Executive Summary
Retail organizations depend on approvals for pricing changes, promotions, vendor onboarding, purchase exceptions, refunds, inventory adjustments, store operations and finance controls. Yet many approval workflows remain unreliable because they were assembled around organizational silos rather than engineered as end-to-end operating systems. The result is delay, rework, inconsistent policy enforcement and poor visibility into who approved what, when and why. More reliable execution requires process engineering discipline: clear decision rights, standardized workflow states, integration between ERP and surrounding SaaS applications, exception handling, observability and governance. Workflow orchestration becomes the control layer that coordinates people, systems and business rules across distributed retail operations.
For enterprise architects, COOs, CTOs and partner-led service providers, the strategic question is not whether to automate approvals, but how to design approval workflows that remain dependable under volume, seasonality, organizational change and system complexity.
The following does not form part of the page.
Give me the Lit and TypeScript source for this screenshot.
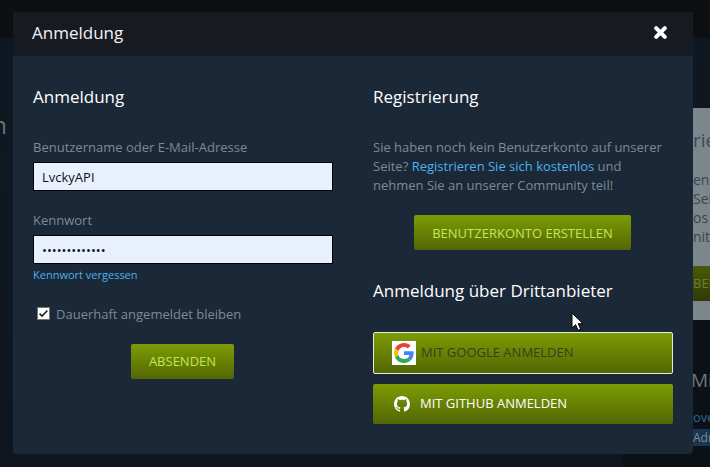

The strongest operating model combines business process automation with event-driven integration, policy-aware routing, measurable service levels and a roadmap that prioritizes high-risk approval journeys first. AI-assisted Automation can add value in document interpretation, exception triage and knowledge retrieval, but only when governance and deterministic controls remain intact.
Why do retail approval workflows break even when the policy looks correct?
In retail, approval failure is usually an operating model problem before it is a technology problem. Policies may define thresholds and approvers, but execution breaks when the workflow spans disconnected systems, unclear ownership and inconsistent data. A promotion approval may begin in merchandising, require margin validation from finance, depend on supplier funding confirmation and then need ERP synchronization before store execution. If each step lives in a separate application without orchestration, the workflow becomes fragile. Delays are then blamed on people, even though the root cause is process design.
Common failure patterns include duplicate approval paths by region or brand, manual handoffs through email, missing escalation rules, poor master data quality, and no operational telemetry. Retail complexity amplifies these issues because approvals are time-sensitive and often tied to customer-facing outcomes. A late approval can mean missed promotional windows, stock imbalances, pricing errors or compliance exposure. Process engineering addresses this by defining the workflow as a managed business capability rather than a collection of tasks.
Which approval journeys should be engineered first for business impact?
Not every approval process deserves the same investment. Leaders should prioritize workflows where execution reliability directly affects revenue protection, margin control, compliance or customer experience. In retail, this often includes price overrides, promotional approvals, supplier onboarding, purchase order exceptions, inventory write-offs, refund exceptions, store opening requests and contract approvals. The right selection method balances transaction volume, financial exposure, exception frequency and cross-functional dependency.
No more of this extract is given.